Und was ist mit Smartphone-Fotografen?

Die vielen Phoneografen, die sich nun fragen, ob man das auch mit dem Smartphone machen kann, kann ich beruhigen und motivieren: Man kann! Dafür wählt man ein Objektiv, das man auf der Kameralinse anbringt (was sich ohnehin aus mehreren Gründen empfiehlt), montiert darauf den entsprechenden Filter und wählt eine App, die manuelle Einstellungen erlaubt.
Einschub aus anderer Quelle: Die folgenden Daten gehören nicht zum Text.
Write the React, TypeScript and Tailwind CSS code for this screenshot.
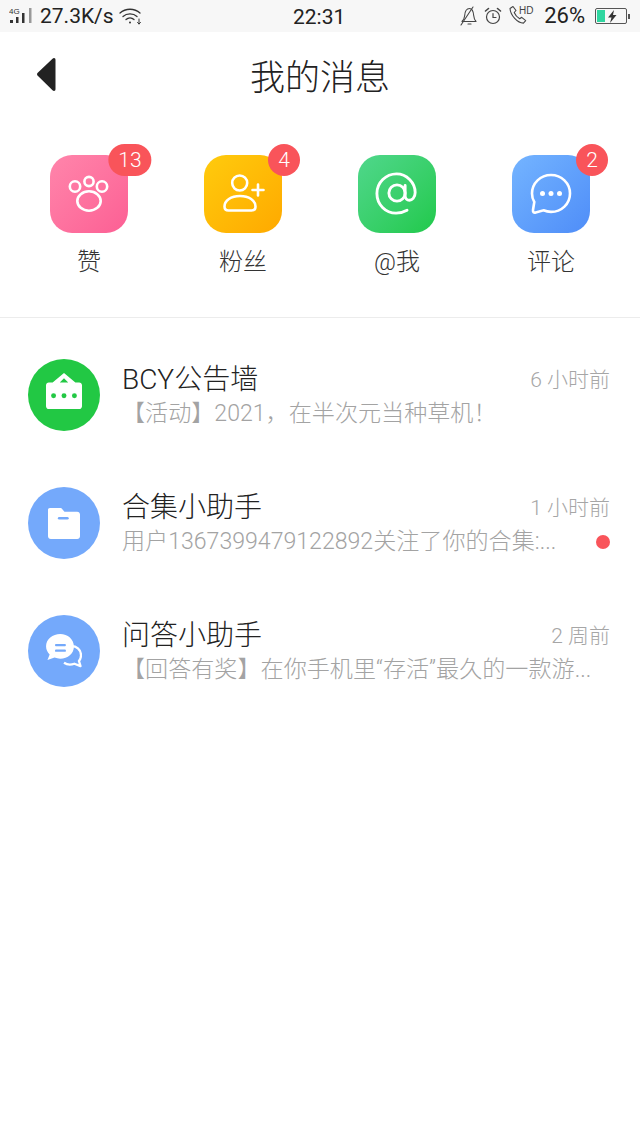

Welche App man bevorzugt, ist Geschmacks- und nicht selten Glaubenssache.

Ich kann die Objektive von Moment wärmstens empfehlen. Sie sind ihr Geld mehr als wert und ich nutze sie fast täglich an meinem iPhone 8 Plus zum Filmen und Fotografieren. In meinem Besitz sind das Weitwinkelobjektiv, das ein must ist, das Tele – nice to have – und das Anamorphic, das sensationelle Effekte beim Filmen erzielt. Aber zum Fotografieren mit dem Smartphone schreibe ich mal einen eigenen, längeren Beitrag.